## IntelDragon Tailored News Feed

IntelDragon Tailored News Feed is a scalable artificial intelligence platform that identifies relevant trending cyber threats to an organization, industry, company, or product based on a written description of the topic of interest.

### Add User Input

In [None]:
# Example search query

search_query = "cyber attacks"

In [None]:
# Example input text

input_text = """A submarine communications cable is a cable laid on the sea bed between land-based stations to carry telecommunication signals across stretches of ocean and sea. The first submarine communications cables laid beginning in the 1850s carried telegraphy traffic, establishing the first instant telecommunications links between continents, such as the first transatlantic telegraph cable which became operational on 16 August 1858. Subsequent generations of cables carried telephone traffic, then data communications traffic. Modern cables use optical fibre technology to carry digital data, which includes telephone, Internet and private data traffic.
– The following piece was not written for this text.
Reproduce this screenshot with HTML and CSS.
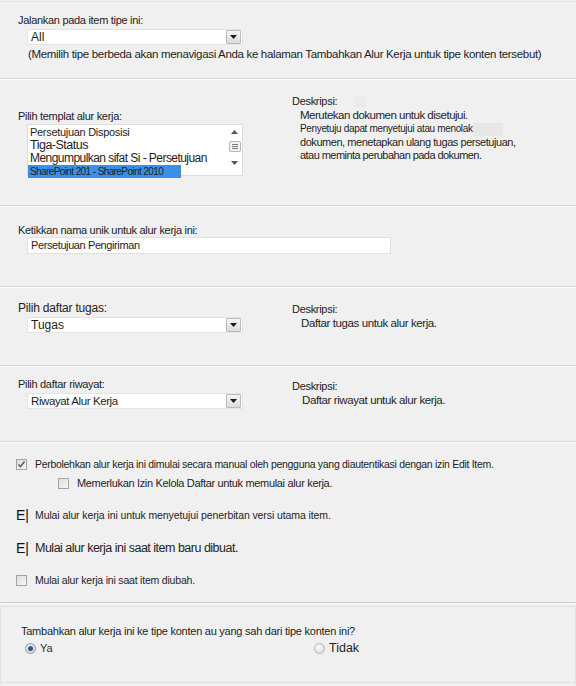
FILE: index.html
```html
<!DOCTYPE html>
<html lang="id">
<head>
<meta charset="utf-8">
<title>Tambahkan Alur Kerja</title>
<link rel="stylesheet" href="styles.css">
</head>
<body>
<div class="page">
  <section class="sec s1">
    <div class="lbl">Jalankan pada item tipe ini:</div>
    <div class="select w216">
      <span class="val val-all">All</span>
      <span class="arrow"><svg width="7" height="4" viewBox="0 0 7 4"><path d="M0 0h7L3.5 4z" fill="#1a1a1a"/></svg></span>
    </div>
    <div class="note">(Memilih tipe berbeda akan menavigasi Anda ke halaman Tambahkan Alur Kerja untuk tipe konten tersebut)</div>
  </section>

  <section class="sec s2 cols">
    <div class="left">
      <div class="lbl">Pilih templat alur kerja:</div>
      <div class="listbox">
        <div class="items">
          <div class="it it1">Persetujuan Disposisi</div>
          <div class="it it2">Tiga-Status</div>
          <div class="it it3">Mengumpulkan sifat Si - Persetujuan</div>
          <div class="it it4 sel">SharePoint 201 - SharePoint 2010</div>
        </div>
        <div class="sbar">
          <svg class="sb-up" width="7" height="4" viewBox="0 0 7 4"><path d="M3.5 0L7 4H0z" fill="#555"/></svg>
          <span class="thumb"><i></i><i></i><i></i></span>
          <svg class="sb-down" width="7" height="4" viewBox="0 0 7 4"><path d="M0 0h7L3.5 4z" fill="#555"/></svg>
        </div>
      </div>
    </div>
    <div class="right">
      <div class="dlbl">Deskripsi:<span class="ghost g1"></span></div>
      <div class="desc">
        <div class="d1">Merutekan dokumen untuk disetujui.</div>
        <div class="d2">Penyetuju dapat menyetujui atau menolak<span class="ghost g2"></span></div>
        <div class="d3">dokumen, menetapkan ulang tugas persetujuan,</div>
        <div class="d4">atau meminta perubahan pada dokumen.</div>
      </div>
    </div>
  </section>

  <section class="sec s3">
    <div class="lbl">Ketikkan nama unik untuk alur kerja ini:</div>
    <div class="input">Persetujuan Pengiriman</div>
  </section>

  <section class="sec s4 cols">
    <div class="left">
      <div class="lbl lbl-big">Pilih daftar tugas:</div>
      <div class="select w216">
        <span class="val val-tugas">Tugas</span>
        <span class="arrow"><svg width="7" height="4" viewBox="0 0 7 4"><path d="M0 0h7L3.5 4z" fill="#1a1a1a"/></svg></span>
      </div>
    </div>
    <div class="right">
      <div class="dlbl">Deskripsi:</div>
      <div class="dtext">Daftar tugas untuk alur kerja.</div>
    </div>
  </section>

  <section class="sec s5 cols">
    <div class="left">
      <div class="lbl">Pilih daftar riwayat:</div>
      <div class="select w216">
        <span class="val val-riw">Riwayat Alur Kerja</span>
        <span class="arrow"><svg width="7" height="4" viewBox="0 0 7 4"><path d="M0 0h7L3.5 4z" fill="#1a1a1a"/></svg></span>
      </div>
    </div>
    <div class="right">
      <div class="dlbl">Deskripsi:</div>
      <div class="dtext">Daftar riwayat untuk alur kerja.</div>
    </div>
  </section>

  <section class="sec s6">
    <div class="row r1">
      <span class="cb"><svg width="9" height="9" viewBox="0 0 9 9"><path d="M1.5 4.5l2 2.2L7.5 1.5" fill="none" stroke="#4a5a78" stroke-width="1.5"/></svg></span>
      <span class="t t1">Perbolehkan alur kerja ini dimulai secara manual oleh pengguna yang diautentikasi dengan izin Edit Item.</span>
    </div>
    <div class="row r2">
      <span class="cb"></span>
      <span class="t t2">Memerlukan Izin Kelola Daftar untuk memulai alur kerja.</span>
    </div>
    <div class="row r3">
      <span class="eg">E|</span>
      <span class="t t3">Mulai alur kerja ini untuk menyetujui penerbitan versi utama item.</span>
    </div>
    <div class="row r4">
      <span class="eg">E|</span>
      <span class="t t4">Mulai alur kerja ini saat item baru dibuat.</span>
    </div>
    <div class="row r5">
      <span class="cb"></span>
      <span class="t t5">Mulai alur kerja ini saat item diubah.</span>
    </div>
  </section>

  <section class="box">
    <div class="q">Tambahkan alur kerja ini ke tipe konten au yang sah dari tipe konten ini?</div>
    <div class="radios">
      <label class="rad rad-ya"><span class="rb on"></span><span class="rt rt-ya">Ya</span></label>
      <label class="rad rad-tidak"><span class="rb"></span><span class="rt rt-tidak">Tidak</span></label>
    </div>
  </section>
</div>
</body>
</html>
```

FILE: styles.css
```css
* { box-sizing: border-box; }
html, body { margin: 0; padding: 0; }
body {
  background: #f0f0f0;
  font-family: "Liberation Sans", Arial, sans-serif;
  font-size: 11px;
  color: #222;
  width: 576px;
  height: 686px;
  overflow: hidden;
}
.page { border-top: 1px solid #e2e2e2; margin-top: 1px; }

.sec {
  border-bottom: 1px solid #d8d8d8;
  box-shadow: 0 1px 0 #fafafa;
}
.cols { display: grid; grid-template-columns: 292px 1fr; }
.left { padding-left: 18px; }

.lbl { line-height: 14px; letter-spacing: -0.3px; }
.lbl-big { font-size: 12px; letter-spacing: -0.2px; }

.select {
  margin: 2px 0 0 9px;
  height: 16px;
  background: #fff;
  border: 1px solid #e4e4e4;
  display: flex;
  align-items: center;
  justify-content: space-between;
}
.w216 { width: 216px; }
.val { padding-left: 3px; font-size: 12px; color: #1e1e1e; line-height: 14px; }
.val-riw { background: #fff; font-size: 11.5px; letter-spacing: -0.4px; padding-right: 4px; }
.arrow {
  width: 15px; height: 14px;
  margin-right: 1px;
  border: 1px solid #b9b9b9;
  border-radius: 1px;
  background: linear-gradient(#f6f6f6, #dcdcdc);
  display: flex; align-items: center; justify-content: center;
}

/* section 1 */
.s1 { padding: 11px 0 17px 18px; }
.note { margin: 2px 0 0 10px; line-height: 14px; font-size: 11.5px; letter-spacing: -0.33px; color: #1e1e1e; white-space: nowrap; }

/* section 2 */
.s2 { height: 127px; }
.s2 .left { padding-top: 30px; }
.s2 .right { padding-top: 15px; }
.listbox {
  margin: 1px 0 0 9px;
  width: 216px; height: 52px;
  background: #fff;
  border: 1px solid #dcdcdc;
  display: flex;
}
.items { flex: 1; padding-top: 1px; }
.it { line-height: 13px; color: #1e1e1e; padding-left: 2px; white-space: nowrap; }
.it1 { font-size: 11px; letter-spacing: -0.3px; }
.it2 { font-size: 12.5px; letter-spacing: -0.5px; }
.it3 { font-size: 12px; letter-spacing: -0.55px; }
.it4 { font-size: 10px; letter-spacing: -0.6px; }
.sel { background: #3a8fe6; width: 153px; line-height: 13px; height: 13px; }
.sbar {
  width: 15px;
  display: flex; flex-direction: column; align-items: center;
  padding-top: 5px;
}
.thumb {
  margin-top: 7px;
  width: 12px; height: 11px;
  border: 1px solid #b5b5b5;
  border-radius: 2px;
  background: #f2f2f2;
  display: flex; flex-direction: column; align-items: center; justify-content: center; gap: 1px;
}
.thumb i { display: block; width: 6px; height: 1px; background: #7a7a7a; }
.sb-down { margin-top: 9px; }

.dlbl { line-height: 14px; letter-spacing: -0.3px; }
.ghost { display: inline-block; vertical-align: middle; background: #e7e7e7; }
.g1 { width: 10px; height: 11px; margin-left: 18px; background: #ebebeb; }
.g2 { width: 30px; height: 13px; margin-left: 0; }
.desc { padding-left: 8px; padding-top: 1px; }
.desc div { line-height: 13px; white-space: nowrap; color: #1e1e1e; }
.d1 { font-size: 11.5px; letter-spacing: -0.5px; }
.d2 { font-size: 10px; letter-spacing: -0.35px; }
.d3 { font-size: 11px; letter-spacing: -0.45px; }
.d4 { font-size: 11px; letter-spacing: -0.55px; }
.dtext { padding-left: 9px; line-height: 14px; font-size: 11.5px; letter-spacing: -0.4px; color: #1e1e1e; }

/* section 3 */
.s3 { padding: 17px 0 32px 18px; }
.input {
  margin: 0 0 0 9px;
  width: 364px; height: 17px;
  background: #fff;
  border: 1px solid #e0e0e0;
  padding-left: 3px;
  font-size: 11px; line-height: 15px; letter-spacing: -0.4px;
  color: #1e1e1e;
}

/* section 4 & 5 */
.s4 { height: 79px; }
.s4 .left { padding-top: 14px; }
.s4 .right { padding-top: 15px; }
.s5 { height: 76px; }
.s5 .left { padding-top: 11px; }
.s5 .right { padding-top: 13px; }
.s5 .dtext { padding-left: 10px; }

/* section 6 */
.s6 { padding: 15px 0 15px 16px; border-bottom-color: #cbcbcb; }
.row { display: flex; align-items: center; height: 14px; }
.r2 { margin-top: 5px; padding-left: 42px; }
.r3 { margin-top: 18px; }
.r4 { margin-top: 19px; }
.r5 { margin-top: 18px; }
.cb {
  width: 11px; height: 11px;
  border: 1px solid #a3a3a3;
  background: linear-gradient(135deg, #dcdcdc, #f7f7f7);
  display: flex; align-items: center; justify-content: center;
  margin-right: 8px;
  flex: none;
}
.eg { font-size: 14px; color: #111; width: 19px; line-height: 14px; }
.t { white-space: nowrap; color: #1e1e1e; }
.t1 { font-size: 10.5px; letter-spacing: -0.3px; }
.t2 { font-size: 11px; letter-spacing: -0.33px; }
.t3 { font-size: 10.5px; letter-spacing: -0.1px; }
.t4 { font-size: 12.5px; letter-spacing: -0.5px; }
.t5 { font-size: 10.5px; letter-spacing: -0.2px; }

/* bottom box */
.box {
  margin-top: 3px;
  height: 77px;
  border: 1px solid #e0e0e0;
  padding: 17px 0 0 20px;
}
.q { line-height: 14px; font-size: 11px; letter-spacing: -0.25px; color: #1e1e1e; }
.radios { display: flex; margin-top: 3px; padding-left: 4px; }
.rad { display: flex; align-items: center; height: 14px; }
.rad-ya { width: 289px; }
.rb {
  width: 11px; height: 11px; border-radius: 50%;
  border: 1px solid #b4b4b4;
  background: radial-gradient(circle at 40% 35%, #fafafa, #d8d8d8);
  margin-right: 4px;
  flex: none;
  display: flex; align-items: center; justify-content: center;
}
.rb.on { border-color: #8a9bb4; background: radial-gradient(circle at 40% 35%, #eef2f8, #c5cfdc); }
.rb.on::after { content: ""; width: 5px; height: 5px; border-radius: 50%; background: #3a5477; }
.rt-ya { font-size: 11px; color: #333; }
.rt-tidak { font-size: 12.5px; color: #1e1e1e; }
```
Modern cables are typically about 25 mm (1 in) in diameter and weigh around 1.4 tonnes per kilometre (2.5 short tons per mile; 2.2 long tons per mile) for the deep-sea sections which comprise the majority of the run, although larger and heavier cables are used for shallow-water sections near shore.[1][2] Submarine cables first connected all the world's continents (except Antarctica) when Java was connected to Darwin, Northern Territory, Australia, in 1871 in anticipation of the completion of the Australian Overland Telegraph Line in 1872 connecting to Adelaide, South Australia, and thence to the rest of Australia."""

### Load Modules

In [None]:
import subprocess
import sys
import newspaper
import json
from pygooglenews import GoogleNews
import pandas as pd
import numpy as np
from scipy import spatial
import datetime
from datetime import datetime, timedelta
import gensim
from gensim.models import Word2Vec

import nltk
from nltk.tokenize import RegexpTokenizer
from nltk.corpus import stopwords

import warnings
warnings.filterwarnings(action = 'ignore')

### Query Google News

In [None]:
date.today() - timedelta(days=1)

gn = GoogleNews()
s = gn.search(search_query, from_=(date.today() - timedelta(days=1)).strftime('%Y-%m-%d'), to_=(date.today()).strftime('%Y-%m-%d'))

### Extract News Articles

In [None]:
article_list = []

for i in range(0,len(s["entries"])):
  try:
    url = s["entries"][i]["link"]
    article = newspaper.Article(url=url, language='en')
    article.download()
    article.parse()
    article ={
      "title": str(article.title),
      "text": str(article.text),
      "authors": article.authors,
      "published_date": str(article.publish_date),
      "top_image": str(article.top_image),
      "videos": article.movies,
      "keywords": article.keywords,
      "summary": str(article.summary),
      "url": str(url)
    }
    article_list.append(article)
  except:
    pass

### Get Natural Language Processing Model

In [None]:
title = []
data = []
  
for a in article_list:
    for sentence in a["text"].split("\n"):
        sentence_list = []
        for word in sentence.split(" "):
            sentence_list.append(word)
        title.append(a["title"])
        data.append(sentence_list)

model = gensim.models.Word2Vec(data, min_count = 1, vector_size = 100, window = 5, sg = 1)

### Get News Article Vectors

In [None]:
article_titles = []
article_vectors = []
article_url = []
for article in article_list:
    if "Types of Cyber Attacks:" in article["title"]:
        pass
    else:
        sentences = article["text"].split("\n")
        for line in sentences:
            line_vector = []
            for word in line.split(" "):
                try:
                    line_vector.append(model.wv.get_vector(word))
                except:
                    pass
            if len(line_vector)>0:
                article_vectors.append(np.mean(line_vector, axis=0))
                article_titles.append(article["title"])
                article_url.append(article["url"])
        
data = np.array(article_vectors) # sentence vectors
labels = np.array(article_titles) # article titles
urls = np.array(article_url)

### Get User Input Text Vector

In [None]:
sentence_vector = []
line_vector = []
for sentence in input_text.replace("\n","").split("."):
    line_vector = []
    for word in sentence:
        try:
            line_vector.append(model.wv.get_vector(word))
        except:
            pass
        if len(line_vector)>0:
            sentence_vector = np.mean(line_vector, axis=0)

### Identify Relevant Results

In [None]:
tree = spatial.KDTree(data)

print(labels[tree.query(sentence_vector, k=5)[1][0]])
print(urls[tree.query(sentence_vector, k=5)[1][0]]+"\n")

print(labels[tree.query(sentence_vector, k=5)[1][1]])
print(urls[tree.query(sentence_vector, k=5)[1][1]]+"\n")

print(labels[tree.query(sentence_vector, k=5)[1][2]])
print(urls[tree.query(sentence_vector, k=5)[1][2]]+"\n")

print(labels[tree.query(sentence_vector, k=5)[1][3]])
print(urls[tree.query(sentence_vector, k=5)[1][3]]+"\n")

print(labels[tree.query(sentence_vector, k=5)[1][4]])
print(urls[tree.query(sentence_vector, k=5)[1][4]]+"\n")